>> begin Data section
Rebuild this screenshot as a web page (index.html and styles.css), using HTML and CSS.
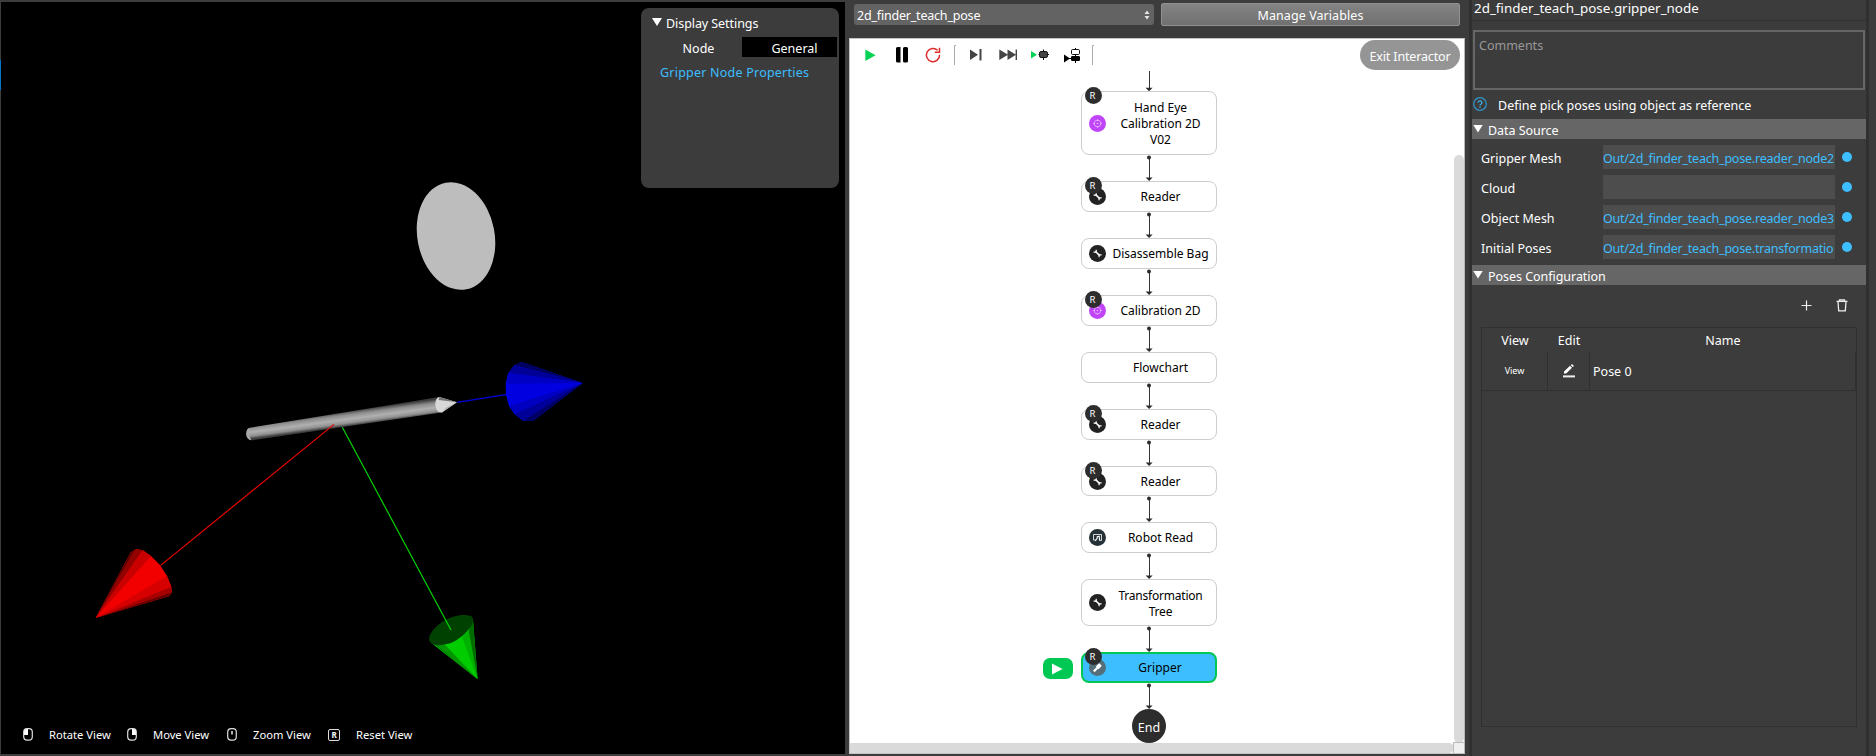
FILE: index.html
```html
<!DOCTYPE html>
<html lang="en">
<head>
<meta charset="utf-8">
<title>Flowchart Editor</title>
<link rel="stylesheet" href="styles.css">
</head>
<body>
<svg width="0" height="0" class="defs" aria-hidden="true">
  <symbol id="tool" viewBox="0 0 17 17"><circle cx="8.5" cy="8.5" r="8.5" fill="#222"/><path d="M6.5 6.5 10.5 10.3" stroke="#fff" stroke-width="1.6" fill="none"/><path d="M4.6 7.1H7.2V4.7M12.6 9.9H10.1V12.3" stroke="#fff" stroke-width="1.2" fill="none"/></symbol>
  <symbol id="target" viewBox="0 0 17 17"><circle cx="8.5" cy="8.5" r="8.5" fill="#c044f8"/><g stroke="#e9b4ff" fill="none" stroke-width=".8"><circle cx="8.5" cy="8.5" r="3.3"/><path d="M8.5 4V6M8.5 11V13M4 8.5H6M11 8.5H13"/></g><circle cx="8.5" cy="8.5" r=".8" fill="#e9b4ff"/></symbol>
  <symbol id="robot" viewBox="0 0 17 17"><circle cx="8.5" cy="8.5" r="8.5" fill="#263138"/><g stroke="#fff" fill="none"><path d="M6.5 11H4.5V5.5H12.5V11.5H11" stroke-width=".8"/><path d="M6.2 11.8 8 9.6 8.3 7.6 10.2 7.2 10.6 11.6" stroke-width="1.1"/></g></symbol>
  <symbol id="grip" viewBox="0 0 17 17"><circle cx="8.5" cy="8.5" r="8.5" fill="#546e7a"/><path d="M4.8 12.4 8.5 8.7" stroke="#fff" stroke-width="2.2"/><path d="M6.8 7.5 10 4.3 11.3 5 12.7 7 9.5 10.2Z" fill="#fff"/></symbol>
  <symbol id="arrow" viewBox="0 0 10 26"><path d="M5.5 2V24" stroke="#333" fill="none"/><circle cx="5" cy="2.6" r="2" fill="#2d2d2d"/><path d="M1.6 22.4H8.6L5.1 26Z" fill="#2d2d2d"/></symbol>
</svg>
<div class="app">
  <section class="viewport">
    <i class="edge"></i>
    <svg class="scene" width="844" height="752" viewBox="1 2 844 752">
      <defs>
        <linearGradient id="tube" gradientUnits="userSpaceOnUse" x1="770" y1="217" x2="776" y2="262"><stop offset="0" stop-color="#3c3c3c"/><stop offset=".25" stop-color="#8c8c8c"/><stop offset=".55" stop-color="#b0b0b0"/><stop offset=".8" stop-color="#929292"/><stop offset="1" stop-color="#3c3c3c"/></linearGradient>
      </defs>
      <ellipse cx="456" cy="236" rx="38.6" ry="54.3" transform="rotate(-11 456 236)" fill="#bdbdbd"/>
      <g transform="translate(80 340) scale(.33333)">
        <path d="M510 263 1078 171 1090 217 516 301Q499 300 499 282Q499 266 510 263Z" fill="url(#tube)"/>
        <path d="M510 263Q499 265 499 281Q500 299 514 301Q503 281 510 263Z" fill="#aaa"/>
        <path d="M1078 171 1131 187 1087 217Q1068 219 1066 194Q1066 173 1078 171Z" fill="#d8d8d8"/>
        <path d="M1078 171 1131 187 1076 180Z" fill="#777"/><path d="M1131 187 1087 217 1098 203Z" fill="#aaa"/>
        <path d="M1131 187 1278 164" stroke="#0000e0" stroke-width="3.5"/>
        <path d="M1508 129 1325 66 1303 76 1285 99 1277 131 1278 166 1287 198 1304 223 1329 242 1359 243Z" fill="#0000e0"/>
        <path d="M1508 129 1325 66 1303 76Z" fill="#000060"/>
        <path d="M1508 129 1303 76 1285 99Z" fill="#000098"/>
        <path d="M1508 129 1285 99 1277 131Z" fill="#0000c4"/>
        <path d="M1508 129 1287 198 1304 223Z" fill="#0000c0"/>
        <path d="M1508 129 1304 223 1329 242Z" fill="#000098"/>
        <path d="M1508 129 1329 242 1359 243Z" fill="#000064"/>
        <path d="M762 253 242 676" stroke="#f00000" stroke-width="3.5"/>
        <path d="M47 834 152 637 170 627 188 631 213 648 240 675 261 708 274 740 275 757 269 768Z" fill="#f20000"/>
        <path d="M47 834 152 637 170 627Z" fill="#600000"/>
        <path d="M47 834 165 628 170 627 188 631Z" fill="#920000"/>
        <path d="M47 834 188 631 213 648Z" fill="#ca0000"/>
        <path d="M47 834 261 708 274 740Z" fill="#d60000"/>
        <path d="M47 834 274 740 275 757Z" fill="#a60000"/>
        <path d="M47 834 275 757 269 768Z" fill="#650000"/>
        <path d="M1048 900 1062 915 1193 1018 1179 840Z" fill="#00cc00"/>
        <path d="M1048 900 1075 917 1193 1018Z" fill="#006000"/>
        <path d="M1070 915 1095 914 1193 1018Z" fill="#009600"/>
        <path d="M1146 891 1166 872 1193 1018Z" fill="#00b000"/>
        <path d="M1166 872 1179 840 1193 1018Z" fill="#006c00"/>
        <path d="M1048 900C1044 878 1080 842 1120 830C1145 823 1177 823 1179 836C1183 857 1151 889 1118 907C1089 919 1050 920 1048 900Z" fill="#004000"/>
        <path d="M787 262 1113 870" stroke="#00d800" stroke-width="3.5"/>
      </g>
    </svg>
    <div class="display">
      <div class="display-title"><i class="tri"></i><span>Display Settings</span></div>
      <div class="tabs"><span class="tab">Node</span><span class="tab on">General</span></div>
      <div class="link">Gripper Node Properties</div>
    </div>
    <div class="hints">
      <svg width="10" height="13" viewBox="0 0 10 13"><path d="M1 1H5V7H1Z" fill="#fff"/><rect x=".7" y=".7" width="8.6" height="11.4" rx="3.4" fill="none" stroke="#ddd" stroke-width="1.2"/></svg><span class="h1">Rotate View</span>
      <svg width="10" height="13" viewBox="0 0 10 13"><path d="M5 1H9V7H5Z" fill="#fff"/><rect x=".7" y=".7" width="8.6" height="11.4" rx="3.4" fill="none" stroke="#ddd" stroke-width="1.2"/></svg><span class="h2">Move View</span>
      <svg width="10" height="13" viewBox="0 0 10 13"><path d="M5 3V6.5" stroke="#fff" stroke-width="1.4"/><rect x=".7" y=".7" width="8.6" height="11.4" rx="3.4" fill="none" stroke="#ddd" stroke-width="1.2"/></svg><span class="h3">Zoom View</span>
      <span class="key">R</span><span class="h4">Reset View</span>
    </div>
  </section>

  <section class="middle">
    <div class="top">
      <div class="select"><span>2d_finder_teach_pose</span><svg width="6" height="10" viewBox="0 0 6 10"><path d="M.5 4 3 .5 5.5 4ZM.5 6 3 9.5 5.5 6Z" fill="#e5e5e5"/></svg></div>
      <button class="manage">Manage Variables</button>
    </div>
    <div class="canvas">
      <div class="toolbar">
        <svg width="154" height="24" viewBox="865 43 154 24">
          <path d="M865.3 49.6 875.6 55.3 865.3 61Z" fill="#06d255"/>
          <path d="M896 48.5Q896 47 897.5 47H900.5V62.5H897.5Q896 62.5 896 61ZM903 48.5Q903 47 904.5 47H906.5Q908 47 908 48.5V61Q908 62.5 906.5 62.5H904.5Q903 62.5 903 61Z" fill="#000"/>
          <path d="M937.6 50.3A6.6 6.6 0 1 0 939.6 54.8M939.5 47.8V52.2H934.8" fill="none" stroke="#dc2c2c" stroke-width="1.5"/>
          <path d="M954.5 45.5V65M954.5 45.5H956" stroke="#aaa" fill="none"/>
          <path d="M970 49.5 978 54.7 970 60ZM979.5 49H981.5V60.5H979.5Z" fill="#444"/>
          <path d="M999.3 49.5 1008 54.7 999.3 60ZM1007.5 49.5 1016 54.7 1007.5 60ZM1015.6 49.5H1017V60H1015.6Z" fill="#444"/>
        </svg>
        <svg width="80" height="24" viewBox="1019 43 80 24">
          <path d="M1031 51 1037 54.8 1031 58.6Z" fill="#06d255"/>
          <path d="M1038.5 54.5H1049M1043.5 49.5V60" stroke="#111"/><rect x="1039.5" y="51.5" width="8" height="6" rx="1.6" fill="#444" stroke="#111"/>
          <path d="M1064 54.5 1070 58.5 1064 62.5Z" fill="#000"/><path d="M1075.5 48V63M1069 58.5H1080" stroke="#000"/>
          <rect x="1071.5" y="49.5" width="8" height="5" rx="1.2" fill="#fff" stroke="#111"/><rect x="1071" y="56" width="9" height="5" rx="1.2" fill="#000"/>
          <path d="M1092.5 45.5V65M1092.5 45.5H1094" stroke="#aaa" fill="none"/>
        </svg>
        <button class="exit">Exit Interactor</button>
      </div>
      <div class="flow">
        <svg class="arr lead" width="10" height="20" viewBox="0 0 10 20"><path d="M5.5 0V18" stroke="#333"/><path d="M1.6 16.7H8.6L5.1 20.3Z" fill="#2d2d2d"/></svg>
        <div class="node n3"><b>R</b><svg><use href="#target"/></svg><span>Hand Eye<br>Calibration 2D<br>V02</span></div>
        <svg class="arr"><use href="#arrow"/></svg>
        <div class="node"><b>R</b><svg><use href="#tool"/></svg><span>Reader</span></div>
        <svg class="arr"><use href="#arrow"/></svg>
        <div class="node"><svg><use href="#tool"/></svg><span>Disassemble Bag</span></div>
        <svg class="arr"><use href="#arrow"/></svg>
        <div class="node"><b>R</b><svg><use href="#target"/></svg><span>Calibration 2D</span></div>
        <svg class="arr"><use href="#arrow"/></svg>
        <div class="node"><svg></svg><span>Flowchart</span></div>
        <svg class="arr"><use href="#arrow"/></svg>
        <div class="node"><b>R</b><svg><use href="#tool"/></svg><span>Reader</span></div>
        <svg class="arr"><use href="#arrow"/></svg>
        <div class="node short"><b>R</b><svg><use href="#tool"/></svg><span>Reader</span></div>
        <svg class="arr"><use href="#arrow"/></svg>
        <div class="node"><svg><use href="#robot"/></svg><span>Robot Read</span></div>
        <svg class="arr"><use href="#arrow"/></svg>
        <div class="node n2"><svg><use href="#tool"/></svg><span>Transformation<br>Tree</span></div>
        <svg class="arr"><use href="#arrow"/></svg>
        <div class="node active"><i class="chip"><svg class="chip-icon" viewBox="0 0 12 12"><path d="M1 .5 11.5 6 1 11.5Z" fill="#fff"/></svg></i><b>R</b><svg><use href="#grip"/></svg><span>Gripper</span></div>
        <svg class="arr"><use href="#arrow"/></svg>
        <div class="end">End</div>
      </div>
      <i class="vbar"></i><i class="hbar"></i><i class="corner"></i>
    </div>
  </section>

  <section class="props">
    <div class="prop-title">2d_finder_teach_pose.gripper_node</div>
    <div class="comments">Comments</div>
    <div class="help"><svg width="14" height="14" viewBox="0 0 14 14"><circle cx="7" cy="7" r="6.3" fill="none" stroke="#2f97cc" stroke-width="1.2"/><path d="M5 5.6Q5.1 3.9 7 3.9T9 5.6Q9 6.6 7.9 7.2Q7 7.7 7 8.6M7 9.6V10.9" fill="none" stroke="#3eaee6" stroke-width="1.2"/></svg><span>Define pick poses using object as reference</span></div>
    <div class="bar"><i class="tri"></i><span>Data Source</span></div>
    <div class="fields">
      <div class="row"><label>Gripper Mesh</label><div class="field">Out/2d_finder_teach_pose.reader_node2</div><i class="dot"></i></div>
      <div class="row"><label>Cloud</label><div class="field"></div><i class="dot"></i></div>
      <div class="row"><label>Object Mesh</label><div class="field">Out/2d_finder_teach_pose.reader_node3</div><i class="dot"></i></div>
      <div class="row"><label>Initial Poses</label><div class="field">Out/2d_finder_teach_pose.transformatio</div><i class="dot"></i></div>
    </div>
    <div class="bar"><i class="tri"></i><span>Poses Configuration</span></div>
    <div class="actions">
      <svg width="11" height="11" viewBox="0 0 11 11"><path d="M5.5 .5V10.5M.5 5.5H10.5" stroke="#eee" stroke-width="1.2"/></svg>
      <svg width="12" height="13" viewBox="0 0 12 13"><path d="M.5 2.3H11.5M3.5 2V.8H8.5V2M2 2.8 2.7 11.8H9.3L10 2.8" fill="none" stroke="#eee" stroke-width="1.3"/></svg>
    </div>
    <div class="table">
      <div class="tr head"><span>View</span><span>Edit</span><span>Name</span></div>
      <div class="tr item"><span class="small">View</span><span><svg width="12" height="14" viewBox="0 0 12 14"><path d="M1 9.6V7.6L7 1.8 9 3.8 3.2 9.6ZM7.8 1.2 8.9 0 11 2 9.8 3.1Z" fill="#fff"/><path d="M0 12.4H12" stroke="#eee" stroke-width="2"/></svg></span><span class="name">Pose 0</span></div>
    </div>
  </section>
</div>
</body>
</html>
```
FILE: styles.css
```css
* { box-sizing: border-box; }
body { margin: 0; width: 1876px; height: 756px; overflow: hidden; background: #3c3c3c; color: #fff; font: 12.5px/16px "Noto Sans", "Open Sans", sans-serif; }
button { font: inherit; color: inherit; padding: 0; }
svg { display: block; flex: none; }
.defs { position: absolute; }
.app { display: grid; grid-template-columns: 849px 620px 407px; height: 756px; }
.tri { flex: none; width: 10px; height: 8px; background: #fff; clip-path: polygon(0 0, 100% 0, 50% 100%); }

.viewport { position: relative; margin: 2px 4px 2px 1px; background: #000; }
.edge { position: absolute; left: -1px; top: 58px; width: 1px; height: 30px; background: #0078c8; }
.display { position: absolute; left: 640px; top: 6px; width: 198px; height: 180px; border-radius: 8px; background: #3c3c3c; padding-top: 8px; }
.display-title { display: flex; align-items: center; gap: 4px; padding-left: 11px; height: 16px; letter-spacing: -.07px; }
.display-title .tri { margin-top: -4px; }
.tabs { display: flex; margin: 5px 2px 0 16px; height: 20px; line-height: 23px; }
.tab { width: 85px; text-align: center; padding-right: 2px; }
.tab.on { width: 95px; background: #000; padding: 0 0 0 10px; }
.link { color: #3dbeff; margin: 8px 0 0 19px; white-space: nowrap; letter-spacing: .22px; }
.hints { position: absolute; left: 22px; bottom: 9px; height: 20px; display: flex; align-items: center; font-size: 11.2px; white-space: nowrap; }
.hints svg, .hints .key { margin-top: -1px; }
.hints span:not(.key) { margin-left: 16px; }
.h1 { width: 78px; } .h2 { width: 74px; } .h3 { width: 75px; } .h4 { width: 70px; }
.key { width: 12px; height: 12px; border: 1px solid #ddd; border-radius: 2px; font-size: 8px; line-height: 10px; text-align: center; font-weight: 700; }

.middle { display: flex; flex-direction: column; border-right: 3px solid #3c3c3c; }
.top { display: flex; height: 38px; padding: 3px 0 0 5px; gap: 7px; }
.select { display: flex; align-items: center; justify-content: space-between; width: 300px; height: 21px; margin-top: 1px; padding: 0 4px 0 3px; background: #636363; border-radius: 3px; letter-spacing: -.2px; }
.select span { padding-top: 2px; }
.manage { width: 299px; height: 23px; padding-top: 2px; border: 1px solid #919191; border-radius: 2px; background: linear-gradient(#848484, #707070); letter-spacing: .08px; }
.canvas { position: relative; width: 616px; height: 716px; background: #fff; border: 1px solid #c4c4c4; border-right-color: #b8b8b8; }
.toolbar { display: flex; height: 32px; padding: 4px 4px 0 15px; }
.exit { margin: -3px 0 0 auto; width: 100px; height: 30px; border: 0; border-radius: 15px; background: #959595; padding-top: 4px; letter-spacing: -.15px; }
.flow { display: flex; flex-direction: column; align-items: center; padding-right: 16px; color: #000; }
.arr { width: 10px; height: 26px; }
.arr.lead { height: 20px; }
.node { position: relative; flex: none; display: flex; align-items: center; width: 136px; height: 31px; border: 1px solid #cdcdcd; border-radius: 8px; background: #fff; padding-left: 7px; font-size: 12px; }
.node > svg { width: 17px; height: 17px; }
.node span { flex: 1; text-align: center; white-space: nowrap; padding: 1px 3px 0 2px; }
.node b { position: absolute; left: 3px; top: -5px; width: 17px; height: 17px; border-radius: 50%; background: #2d2d2d; color: #fff; font: 9.5px/18px "Noto Sans", sans-serif; text-align: center; padding-right: 2px; }
.n3 { height: 64px; }
.n3 span { padding-top: 2px; }
.n2 { height: 47px; letter-spacing: -.22px; }
.n2 span { padding-top: 2px; }
.short { height: 30px; }
.short span { padding-top: 2px; }
.active { background: #3dbeff; border: 2px solid #00c853; padding-left: 6px; }
.active b { left: 2px; top: -6px; }
.chip { position: absolute; left: -40px; top: 4px; width: 30px; height: 21px; border-radius: 7px; background: #00c853; display: grid; place-items: center start; padding-left: 8px; }
.chip-icon { width: 12px; height: 12px; }
.end { width: 34px; height: 34px; border-radius: 50%; background: #2d2d2d; color: #fff; text-align: center; line-height: 37px; }
.vbar { position: absolute; right: 0; top: 116px; width: 10px; height: 588px; border-radius: 5px; background: #dadada; }
.hbar { position: absolute; left: 0; bottom: 0; width: 604px; height: 10px; border-radius: 0 5px 5px 0; background: #dadada; }
.corner { position: absolute; right: 0; bottom: 0; width: 11px; height: 11px; background: #f0f0f0; border: solid #bbb; border-width: 1px 0 0 1px; }

.props { width: 400px; height: 756px; border: solid #303030; border-width: 0 3px; }
.prop-title { height: 21px; border-bottom: 1px solid #303030; padding: 1px 2px 0; font-size: 13.4px; line-height: 15px; white-space: nowrap; }
.comments { height: 60px; margin: 9px 1px 0; border: 2px solid #666; padding: 6px 4px; color: #999; }
.help { display: flex; align-items: center; height: 29px; gap: 11px; padding-left: 1px; white-space: nowrap; }
.help svg { margin-top: -1px; } .help span { padding-top: 2px; }
.bar { display: flex; align-items: center; height: 20px; background: #666; gap: 5px; padding-left: 1px; letter-spacing: -.04px; }
.bar .tri { margin-top: -1px; } .bar span { padding-top: 3px; }
.fields { display: flex; flex-direction: column; gap: 6px; padding: 6px 0; }
.row { display: flex; align-items: center; height: 24px; padding-left: 9px; }
.row label { width: 122px; padding-top: 3px; }
.field { width: 232px; height: 24px; line-height: 27px; background: #4d4d4d; color: #3dbeff; overflow: hidden; white-space: nowrap; letter-spacing: -.21px; }
.dot { width: 10px; height: 10px; border-radius: 50%; background: #3dbeff; margin-left: 7px; }
.actions { display: flex; justify-content: flex-end; align-items: center; gap: 24px; height: 42px; padding-right: 18px; }
.actions svg { margin-top: -1px; }
.table { margin: 0 9px; height: 400px; border: 1px solid #303030; }
.tr { display: grid; grid-template-columns: 66px 42px 1fr; }
.tr span { display: grid; place-items: center; }
.head { height: 24px; padding-top: 2px; }
.item { height: 39px; border-bottom: 1px solid #303030; }
.item span { border-right: 1px solid #303030; }
.tr .small { font-size: 9px; }
.tr .name { justify-content: start; padding: 1px 0 0 3px; }
```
>> end Data section
• _The request_: Copy out the lines in which the string "styles" appears.

• _Full answer_:
Rebuild this screenshot as a web page (index.html and styles.css), using HTML and CSS.
<link rel="stylesheet" href="styles.css">
FILE: styles.css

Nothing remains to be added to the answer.